To this day, when a family's killer is sentenced in a system Beye said he cannot trust, leaving him and his family still waiting for justice.
"God will give us justice sooner or later," Beye said. "This is not justice and I'm not grateful for the justice, but I will respect it."
In the statement Bui read in court on Tuesday, he said he's not asking the surviving family members for forgiveness, but he prays that they find some kind of peace and joy in their lives moving forward.
"I was an ignorant knucklehead," Bui said, while shackled behind the podium. "I have no excuses... I do hate that we're here, but life goes on... For everybody else I let down, I'm sorry."

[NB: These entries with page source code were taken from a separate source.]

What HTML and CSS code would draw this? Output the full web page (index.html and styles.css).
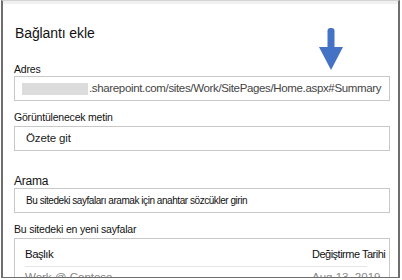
FILE: index.html
```html
<!DOCTYPE html>
<html lang="tr">
<head>
    <meta charset="UTF-8">
    <meta name="viewport" content="width=device-width, initial-scale=1.0">
    <title>Bağlantı ekle</title>
    <link rel="stylesheet" href="styles.css">
</head>
<body>

<div class="dialog">
    <h1>Bağlantı ekle</h1>

    <div class="field field-address">
        <label>Adres</label>
        <div class="input">
            <span class="blur"></span>.sharepoint.com/sites/Work/SitePages/Home.aspx#Summary
        </div>
        <svg class="arrow" width="26" height="44" viewBox="0 0 26 44">
            <rect x="9.5" y="0" width="7" height="22" rx="3" fill="#4472c4"/>
            <polygon points="1,19 25,19 13,42" fill="#4472c4"/>
        </svg>
    </div>

    <div class="field">
        <label>Görüntülenecek metin</label>
        <div class="input input-pad">Özete git</div>
    </div>

    <div class="field field-search">
        <label class="label-big">Arama</label>
        <div class="input input-pad input-narrow">Bu sitedeki sayfaları aramak için anahtar sözcükler girin</div>
    </div>

    <div class="field">
        <label class="label-narrow">Bu sitedeki en yeni sayfalar</label>
        <div class="pages">
            <div class="pages-head">
                <span>Başlık</span>
                <span class="col-date">Değiştirme Tarihi</span>
            </div>
            <div class="pages-row">
                <span>Work @ Contoso</span>
                <span class="col-date">Aug 13, 2019</span>
            </div>
        </div>
    </div>
</div>

</body>
</html>
```

FILE: styles.css
```css
body {
    margin: 0;
    background: white;
    font-family: "Liberation Sans", Arial, sans-serif;
    color: #222;
}

.dialog {
    width: 399px;
    height: 278px;
    margin-left: 1px;
    border: 2px solid #6e6e6e;
    border-top: 1px solid #d4d4d4;
    border-bottom-width: 1px;
    padding: 0 8px 0 11px;
    box-sizing: border-box;
    overflow: hidden;
    box-shadow: inset 0 3px 0 #f1f1f1;
}

h1 {
    font-weight: normal;
    font-size: 14px;
    margin: 25px 0 0 1px;
    line-height: 14px;
    letter-spacing: -0.1px;
    color: #111;
}

.field {
    position: relative;
}

.field label {
    display: block;
    font-size: 10.5px;
    line-height: 12px;
    letter-spacing: -0.2px;
    color: #111;
}

.field-address {
    margin-top: 23px;
}

.field-address label {
    margin-bottom: 1px;
}

.input {
    height: 25px;
    border: 1px solid #c8c8c8;
    box-sizing: border-box;
    font-size: 11.5px;
    letter-spacing: -0.35px;
    line-height: 23px;
    color: #444;
    padding-left: 7px;
    display: flex;
    align-items: center;
    white-space: nowrap;
    margin-bottom: 10px;
}

.blur {
    display: inline-block;
    width: 66px;
    height: 12px;
    margin-right: 1px;
    background: #dcdcdc;
}

.input-pad {
    padding-left: 11px;
    letter-spacing: -0.15px;
    color: #222;
}

.input-narrow {
    font-size: 10px;
    letter-spacing: -0.45px;
    color: #111;
}

.arrow {
    position: absolute;
    right: 46px;
    top: -35px;
}

.field + .field label {
    margin-bottom: 3px;
}

.field-search {
    margin-top: 24px;
}

.field-search label.label-big {
    font-size: 12px;
    margin-bottom: 1px;
}

.label-narrow {
    letter-spacing: -0.5px;
}

.pages {
    border: 1px solid #c8c8c8;
    padding: 0 22px 0 10px;
    height: 60px;
}

.pages-head {
    display: flex;
    justify-content: space-between;
    font-size: 11.5px;
    letter-spacing: -0.5px;
    padding: 9px 0 6px;
    border-bottom: 1px solid #e6e6e6;
    color: #111;
}

.pages-head .col-date {
    font-size: 11px;
}

.pages-row {
    display: flex;
    justify-content: space-between;
    font-size: 11.5px;
    color: #888;
    padding-top: 4px;
}

.col-date {
    width: 55px;
    white-space: nowrap;
}
```
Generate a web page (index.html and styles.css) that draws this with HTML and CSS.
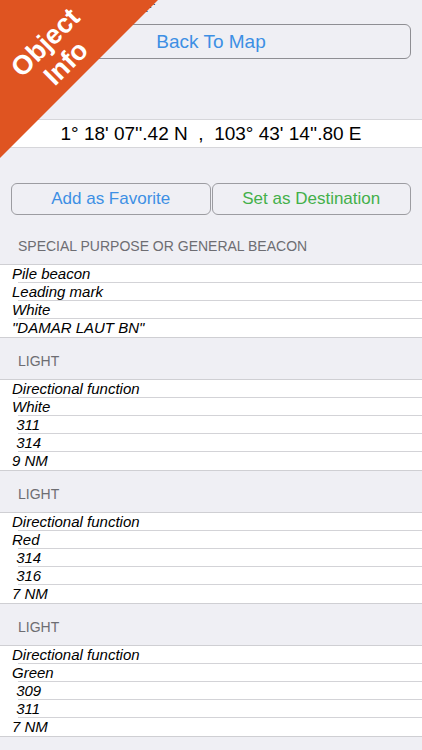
FILE: index.html
```html
<!DOCTYPE html>
<html lang="en">
<head>
<meta charset="UTF-8">
<meta name="viewport" content="width=device-width, initial-scale=1.0">
<title>Object Info</title>
<link rel="stylesheet" href="styles.css">
</head>
<body>

<div class="corner">
<div class="corner-text">Object<br>Info</div>
</div>
<span class="dots">⋰</span>

<div class="top">
<button class="btn back">Back To Map</button>
</div>

<div class="coords">1° 18' 07''.42 N&nbsp; ,&nbsp; 103° 43' 14''.80 E</div>

<div class="actions">
<button class="btn fav">Add as Favorite</button>
<button class="btn dest">Set as Destination</button>
</div>

<div class="group first">
<div class="group-title">SPECIAL PURPOSE OR GENERAL BEACON</div>
<ul class="rows">
<li>Pile beacon</li>
<li>Leading mark</li>
<li>White</li>
<li>"DAMAR LAUT BN"</li>
</ul>
</div>

<div class="group">
<div class="group-title">LIGHT</div>
<ul class="rows">
<li>Directional function</li>
<li>White</li>
<li>&nbsp;311</li>
<li>&nbsp;314</li>
<li>9 NM</li>
</ul>
</div>

<div class="group">
<div class="group-title">LIGHT</div>
<ul class="rows">
<li>Directional function</li>
<li>Red</li>
<li>&nbsp;314</li>
<li>&nbsp;316</li>
<li>7 NM</li>
</ul>
</div>

<div class="group">
<div class="group-title">LIGHT</div>
<ul class="rows">
<li>Directional function</li>
<li>Green</li>
<li>&nbsp;309</li>
<li>&nbsp;311</li>
<li>7 NM</li>
</ul>
</div>

</body>
</html>
```

FILE: styles.css
```css
*{box-sizing:border-box}
body{margin:0;font-family:"Liberation Sans",Arial,sans-serif;background:#efeff4;color:#000;position:relative}

.corner{position:absolute;top:0;left:0;width:158px;height:158px;background:#df5421;
clip-path:polygon(0 0,100% 0,0 100%);z-index:2}
.corner-text{position:absolute;left:56px;top:53px;transform:translate(-50%,-50%) rotate(-45deg);
color:#fff;font-weight:bold;font-size:27px;line-height:29px;text-align:center;white-space:nowrap}
.dots{position:absolute;left:145px;top:2px;font-size:11px;color:#222}

.btn{font-family:inherit;background:transparent;border:1px solid #9c9ca1;border-radius:6px;cursor:pointer;padding:0}

.top{padding:24px 11px 0}
.back{width:100%;height:35px;font-size:19px;color:#3d8fe4;border-color:#8e8e93}

.coords{margin-top:60px;height:29px;background:#fff;border-top:1px solid #d6d6da;border-bottom:1px solid #d6d6da;
text-align:center;font-size:19px;line-height:27px}

.actions{margin-top:35px;padding:0 11px;display:grid;grid-template-columns:1fr 1fr;gap:1px}
.actions .btn{height:32px;font-size:17px}
.fav{color:#3d8fe4}
.dest{color:#43b04a}

.group.first{margin-top:8px}
.group-title{height:41px;padding:15px 0 0 18px;font-size:14px;line-height:17px;color:#6d6d72}

.rows{list-style:none;margin:0;padding:0;background:#fff;border-top:1px solid #cfcfd3;border-bottom:1px solid #cfcfd3}
.rows li{height:18px;padding-left:12px;font-size:15px;font-style:italic;line-height:17px;
background:linear-gradient(#d3d3d7,#d3d3d7) 18px 100%/100% 1px no-repeat}
.rows li:last-child{background:none}
```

"As the ringleader of this deeply disturbing and utterly senseless crime, Kevin Bui deserved exactly what he received today: the longest sentence of the three defendants in the case," Denver District Attorney Beth McCann said in a prepared statement. "Were it not for his actions, five completely innocent victims would still be alive today. It is my hope that his sentence will bring some measure of comfort and a sense of justice to the victims' families and friends."